§ Do this: Report how many lines contain the word "React"; answer with the number only.
>> START Data extract
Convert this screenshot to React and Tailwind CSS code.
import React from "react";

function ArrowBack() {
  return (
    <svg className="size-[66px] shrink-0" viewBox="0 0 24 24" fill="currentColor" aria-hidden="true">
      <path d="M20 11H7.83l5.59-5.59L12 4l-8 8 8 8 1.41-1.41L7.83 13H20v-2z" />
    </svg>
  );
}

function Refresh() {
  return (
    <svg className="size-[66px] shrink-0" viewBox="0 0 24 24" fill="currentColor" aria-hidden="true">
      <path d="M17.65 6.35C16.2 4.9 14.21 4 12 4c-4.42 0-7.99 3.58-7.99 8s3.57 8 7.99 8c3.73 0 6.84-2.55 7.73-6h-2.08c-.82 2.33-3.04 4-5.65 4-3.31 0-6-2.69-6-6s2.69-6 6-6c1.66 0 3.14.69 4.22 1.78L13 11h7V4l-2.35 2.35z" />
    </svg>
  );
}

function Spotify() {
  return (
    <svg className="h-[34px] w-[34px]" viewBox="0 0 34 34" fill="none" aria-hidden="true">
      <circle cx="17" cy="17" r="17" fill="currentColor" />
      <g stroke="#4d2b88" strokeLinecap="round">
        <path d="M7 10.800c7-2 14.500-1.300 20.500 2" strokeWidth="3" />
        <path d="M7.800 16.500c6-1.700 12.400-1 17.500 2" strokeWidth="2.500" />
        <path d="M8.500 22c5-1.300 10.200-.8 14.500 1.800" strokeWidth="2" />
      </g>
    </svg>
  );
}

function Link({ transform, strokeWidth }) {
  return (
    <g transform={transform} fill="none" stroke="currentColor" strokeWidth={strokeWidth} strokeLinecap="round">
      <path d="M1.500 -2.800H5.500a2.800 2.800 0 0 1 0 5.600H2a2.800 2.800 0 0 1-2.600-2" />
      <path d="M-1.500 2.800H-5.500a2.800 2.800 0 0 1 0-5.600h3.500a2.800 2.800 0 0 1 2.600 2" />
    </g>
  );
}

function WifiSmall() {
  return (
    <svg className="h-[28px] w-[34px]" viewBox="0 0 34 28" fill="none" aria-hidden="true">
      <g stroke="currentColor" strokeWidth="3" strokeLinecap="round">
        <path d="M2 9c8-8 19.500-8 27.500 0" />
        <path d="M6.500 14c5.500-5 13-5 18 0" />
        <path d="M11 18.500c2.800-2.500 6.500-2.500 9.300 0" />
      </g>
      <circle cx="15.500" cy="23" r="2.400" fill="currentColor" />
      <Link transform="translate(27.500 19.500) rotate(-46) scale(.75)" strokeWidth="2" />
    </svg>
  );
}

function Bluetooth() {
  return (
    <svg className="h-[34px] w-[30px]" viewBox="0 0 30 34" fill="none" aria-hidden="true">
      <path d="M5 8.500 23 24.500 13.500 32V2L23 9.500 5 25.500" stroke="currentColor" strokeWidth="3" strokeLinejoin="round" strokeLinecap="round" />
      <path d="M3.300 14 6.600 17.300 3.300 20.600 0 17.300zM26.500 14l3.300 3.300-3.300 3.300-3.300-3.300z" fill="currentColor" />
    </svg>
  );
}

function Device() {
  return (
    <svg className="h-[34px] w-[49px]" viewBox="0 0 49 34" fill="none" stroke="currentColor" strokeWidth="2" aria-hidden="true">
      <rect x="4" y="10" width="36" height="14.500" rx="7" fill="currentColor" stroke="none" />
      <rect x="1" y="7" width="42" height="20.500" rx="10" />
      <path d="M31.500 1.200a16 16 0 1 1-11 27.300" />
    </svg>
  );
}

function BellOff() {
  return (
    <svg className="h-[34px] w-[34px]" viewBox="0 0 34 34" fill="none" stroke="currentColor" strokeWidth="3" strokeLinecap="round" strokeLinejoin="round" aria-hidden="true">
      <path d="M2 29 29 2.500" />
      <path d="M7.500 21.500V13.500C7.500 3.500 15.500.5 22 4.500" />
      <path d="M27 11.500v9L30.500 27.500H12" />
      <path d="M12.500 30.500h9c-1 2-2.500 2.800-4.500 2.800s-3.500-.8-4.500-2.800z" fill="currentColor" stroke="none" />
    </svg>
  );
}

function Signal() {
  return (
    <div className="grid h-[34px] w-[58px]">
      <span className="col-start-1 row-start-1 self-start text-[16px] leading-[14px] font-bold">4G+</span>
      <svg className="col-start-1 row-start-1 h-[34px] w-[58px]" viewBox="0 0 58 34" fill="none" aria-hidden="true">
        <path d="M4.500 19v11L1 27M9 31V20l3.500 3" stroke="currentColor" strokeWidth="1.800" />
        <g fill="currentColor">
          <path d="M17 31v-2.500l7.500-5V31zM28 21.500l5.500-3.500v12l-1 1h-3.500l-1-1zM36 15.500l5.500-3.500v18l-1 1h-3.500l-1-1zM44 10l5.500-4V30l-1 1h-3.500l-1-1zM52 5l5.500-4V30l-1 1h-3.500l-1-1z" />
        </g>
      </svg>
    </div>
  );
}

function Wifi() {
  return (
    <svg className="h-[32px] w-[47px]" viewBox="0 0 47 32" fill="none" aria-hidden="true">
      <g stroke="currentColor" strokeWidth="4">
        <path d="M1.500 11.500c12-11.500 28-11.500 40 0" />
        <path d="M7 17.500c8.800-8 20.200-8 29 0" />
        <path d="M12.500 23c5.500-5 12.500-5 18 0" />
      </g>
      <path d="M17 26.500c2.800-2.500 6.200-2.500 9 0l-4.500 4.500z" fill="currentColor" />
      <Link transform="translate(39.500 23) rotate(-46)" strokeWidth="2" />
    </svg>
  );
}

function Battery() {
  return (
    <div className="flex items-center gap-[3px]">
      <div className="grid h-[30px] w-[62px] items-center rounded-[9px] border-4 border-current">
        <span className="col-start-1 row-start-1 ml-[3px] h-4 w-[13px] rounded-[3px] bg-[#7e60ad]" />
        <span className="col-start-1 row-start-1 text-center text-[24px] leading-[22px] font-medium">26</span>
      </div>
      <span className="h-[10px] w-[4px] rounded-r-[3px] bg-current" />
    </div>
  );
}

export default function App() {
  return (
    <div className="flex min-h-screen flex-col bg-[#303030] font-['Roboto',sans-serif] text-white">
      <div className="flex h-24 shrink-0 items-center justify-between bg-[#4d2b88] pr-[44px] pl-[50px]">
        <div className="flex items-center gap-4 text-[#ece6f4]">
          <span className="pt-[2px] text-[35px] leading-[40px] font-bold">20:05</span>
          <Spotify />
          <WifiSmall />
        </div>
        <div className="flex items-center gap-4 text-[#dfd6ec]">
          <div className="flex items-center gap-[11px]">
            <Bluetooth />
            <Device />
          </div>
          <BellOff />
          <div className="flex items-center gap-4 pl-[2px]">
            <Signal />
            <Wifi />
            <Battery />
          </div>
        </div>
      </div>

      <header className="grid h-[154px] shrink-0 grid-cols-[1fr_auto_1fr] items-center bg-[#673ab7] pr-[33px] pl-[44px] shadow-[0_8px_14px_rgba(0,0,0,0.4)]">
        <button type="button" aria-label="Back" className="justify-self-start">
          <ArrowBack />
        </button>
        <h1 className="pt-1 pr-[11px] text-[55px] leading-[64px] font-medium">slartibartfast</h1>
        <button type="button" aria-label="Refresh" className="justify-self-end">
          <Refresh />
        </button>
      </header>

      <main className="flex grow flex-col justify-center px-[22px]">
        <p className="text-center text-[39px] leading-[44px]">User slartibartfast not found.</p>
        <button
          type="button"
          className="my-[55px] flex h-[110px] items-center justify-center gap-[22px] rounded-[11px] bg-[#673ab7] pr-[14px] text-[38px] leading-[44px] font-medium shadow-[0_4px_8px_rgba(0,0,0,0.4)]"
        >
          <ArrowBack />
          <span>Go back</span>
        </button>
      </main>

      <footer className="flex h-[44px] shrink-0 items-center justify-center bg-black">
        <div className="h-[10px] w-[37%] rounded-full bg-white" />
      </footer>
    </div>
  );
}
>> END Data extract
>> START Data extract
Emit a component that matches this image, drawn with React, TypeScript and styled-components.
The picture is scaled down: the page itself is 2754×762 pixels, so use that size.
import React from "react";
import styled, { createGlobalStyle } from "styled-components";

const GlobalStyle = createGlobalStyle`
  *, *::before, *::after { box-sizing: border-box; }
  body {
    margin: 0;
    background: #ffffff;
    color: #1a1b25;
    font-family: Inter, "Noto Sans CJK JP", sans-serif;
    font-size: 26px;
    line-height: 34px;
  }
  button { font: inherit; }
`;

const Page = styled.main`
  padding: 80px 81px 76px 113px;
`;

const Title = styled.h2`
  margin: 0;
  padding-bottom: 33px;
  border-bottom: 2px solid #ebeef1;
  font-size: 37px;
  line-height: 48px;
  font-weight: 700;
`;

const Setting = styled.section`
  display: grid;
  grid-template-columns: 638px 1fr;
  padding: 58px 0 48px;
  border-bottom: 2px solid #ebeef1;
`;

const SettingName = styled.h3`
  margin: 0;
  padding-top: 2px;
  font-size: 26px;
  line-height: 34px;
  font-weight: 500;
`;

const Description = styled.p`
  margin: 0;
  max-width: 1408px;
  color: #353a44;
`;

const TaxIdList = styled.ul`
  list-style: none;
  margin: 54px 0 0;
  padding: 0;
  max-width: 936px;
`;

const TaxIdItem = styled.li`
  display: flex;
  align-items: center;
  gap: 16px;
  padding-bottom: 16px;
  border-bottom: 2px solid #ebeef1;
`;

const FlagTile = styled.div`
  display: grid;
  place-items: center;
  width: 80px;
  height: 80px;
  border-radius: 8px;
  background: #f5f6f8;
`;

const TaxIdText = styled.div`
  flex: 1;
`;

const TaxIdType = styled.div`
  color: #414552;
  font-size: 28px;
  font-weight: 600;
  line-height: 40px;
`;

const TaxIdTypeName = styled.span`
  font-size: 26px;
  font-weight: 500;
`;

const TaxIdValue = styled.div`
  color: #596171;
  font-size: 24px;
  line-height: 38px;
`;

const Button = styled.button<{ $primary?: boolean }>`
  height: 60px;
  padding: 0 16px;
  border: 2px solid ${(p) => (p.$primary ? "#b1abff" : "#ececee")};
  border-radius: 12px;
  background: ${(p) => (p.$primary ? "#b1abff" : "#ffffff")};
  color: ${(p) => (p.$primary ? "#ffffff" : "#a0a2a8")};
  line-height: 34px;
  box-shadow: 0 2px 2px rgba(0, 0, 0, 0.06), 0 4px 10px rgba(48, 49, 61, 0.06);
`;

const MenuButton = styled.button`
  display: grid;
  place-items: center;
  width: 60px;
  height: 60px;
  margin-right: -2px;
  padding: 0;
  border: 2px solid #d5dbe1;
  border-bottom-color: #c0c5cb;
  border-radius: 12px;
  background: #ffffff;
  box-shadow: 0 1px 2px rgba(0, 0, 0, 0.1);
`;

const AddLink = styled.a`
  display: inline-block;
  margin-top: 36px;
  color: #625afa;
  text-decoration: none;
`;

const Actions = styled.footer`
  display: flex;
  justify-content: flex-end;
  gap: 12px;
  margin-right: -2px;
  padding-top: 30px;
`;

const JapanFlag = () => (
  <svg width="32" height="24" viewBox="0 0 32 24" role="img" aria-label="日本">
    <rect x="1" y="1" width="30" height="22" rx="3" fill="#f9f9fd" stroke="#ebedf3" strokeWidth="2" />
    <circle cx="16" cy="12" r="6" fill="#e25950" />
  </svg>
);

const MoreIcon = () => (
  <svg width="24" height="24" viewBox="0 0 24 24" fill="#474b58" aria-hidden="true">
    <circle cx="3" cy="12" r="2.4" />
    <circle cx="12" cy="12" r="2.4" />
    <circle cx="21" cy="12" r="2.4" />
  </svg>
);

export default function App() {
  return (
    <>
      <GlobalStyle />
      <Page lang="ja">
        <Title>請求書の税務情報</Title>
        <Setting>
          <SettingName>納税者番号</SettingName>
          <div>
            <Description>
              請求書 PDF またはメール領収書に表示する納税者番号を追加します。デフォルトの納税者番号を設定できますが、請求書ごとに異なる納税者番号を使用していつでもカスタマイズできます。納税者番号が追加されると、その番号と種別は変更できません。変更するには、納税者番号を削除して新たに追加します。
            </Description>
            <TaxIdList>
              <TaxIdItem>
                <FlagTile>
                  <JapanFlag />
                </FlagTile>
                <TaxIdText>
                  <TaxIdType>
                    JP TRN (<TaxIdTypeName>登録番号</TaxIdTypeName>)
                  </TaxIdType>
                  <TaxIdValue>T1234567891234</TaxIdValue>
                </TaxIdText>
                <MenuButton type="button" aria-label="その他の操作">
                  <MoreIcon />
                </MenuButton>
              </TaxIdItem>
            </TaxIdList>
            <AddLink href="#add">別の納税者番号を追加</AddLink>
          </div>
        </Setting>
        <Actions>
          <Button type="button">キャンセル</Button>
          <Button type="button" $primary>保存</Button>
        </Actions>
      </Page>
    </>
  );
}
>> END Data extract
§ The completed task: 4